Friday, April 6, 2012

Jagjivan Ram’s birth anniversary celebrated


PATNA: Deputy chief minister Sushil Kumar Modi on Thursday said that the state government in its budget for fiscal 2012-13 has increased by two and half times the allocation for schedule caste (SC) and schedule tribe (ST) welfare department to Rs 839.94 crore.

This is 16 per cent of the total budget size, he said while speaking at Babu Jagjivan Ram Jayanti Samaroh organized under auspices of the organization, Babuji Ke Log. He said that the state government is making the scholarship distribution system free of corruption for the benefit of the SCs, STs and extremely backward youths. Modi said that the government is committed to provide three decimal of land to each family of landless mahadalits.

He said that Jagjivan had made all efforts for uplift of Dalits. He garlanded the portrait of Jagjivan. Presiding the function, former Union minister Sanjay Paswan hailed the state government's efforts for development of the Dalit and Mahadalit people.

The Ravidas Vikas Manch also celebrated the birth anniversary of Jagjivan remembering him as a great statesman and freedom fighter.

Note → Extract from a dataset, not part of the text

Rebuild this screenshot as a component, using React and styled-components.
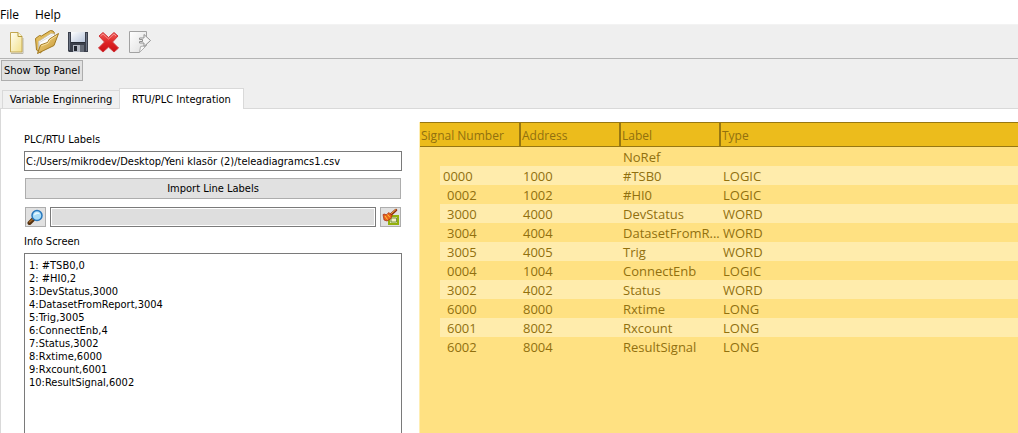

Speaking on the occasion, Ashok Prabhakar, recounted Jagjivan's role as defence minister during Indo-Pak war and liberation of Bangladesh. The BPCC organized a function at Sadaqat Ashram and paid tributes to former deputy prime minister and former Congress president Jagjivan Ram. The party celebrated the occasion as Samata Diwas. 
 
 
 Early life and education
  Jagjivan Ram was born at Chandwa near Arrah in Bihar, to a family of five siblings, elder brother Sant Lal, and three sisters. His father Sobhi Ram was with British Indian Army, posted at Peshawar, but later resigned due to some differences and bought some farming land in his native village Chandwa, and settled there. He also became a Mahant of Shiv Narayani sect, skilled in calligraphy he illustrated many book of the sect and distributed locally.



Young Jagjivan started going a local school in January 1914, but shortly afterward his father died prematurely, leaving him and his mother Vasanti Devi to economic hardships. He joined Aggrawal Middle School in Arrah in 1920, where the medium of instruction was English for the first time, and joined Arrah Town School in 1922, it was here that is faced caste discrimination for the first time, yet remained unfazed. An often cited incident occurred in the school, there was this tradition of having two water pots in the school, one for Hindus and another for Muslims, so when Jagjivan drank water from the Hindu pot, while being from an untouchable class, the matter was reported to the Principal, who placed a third pot for "untouchables" in the school, but this pot was broken by him twice, eventually the Principal decided against placing the third pot.

A turning point in his life came in 1925, when Pt. Madan Mohan Malviya visited his school, and impressed by his welcome address, invited him to join Banaras Hindu University.


Jagjivan Ram passed his matriculation in the first division and joined the Banaras Hindu University (BHU) in 1927, where he was awarded the Birla scholarship, and passed his Inter Science Examination; while at BHU he organised the scheduled castes to protest against social discrimination.

As a Dalit student, he would not be served meals in his hostel, denied haircut by local barbers, a Dalit barber would arrive from Ghazipur from occasionally to trim his hair, eventually he left BHU and pursued graduation from Calcutta University. In 2007, the BHU set up a Babu Jagjivan Ram Chair in its faculty of social sciences to study caste discrimination and economic backwardness.
He received a B.Sc. degree from the University of Calcutta in 1931, here again he organized conferences to draw the attention towards issues of discrimination, and also participated in the anti-untouchability movement started by Mahatma Gandhi.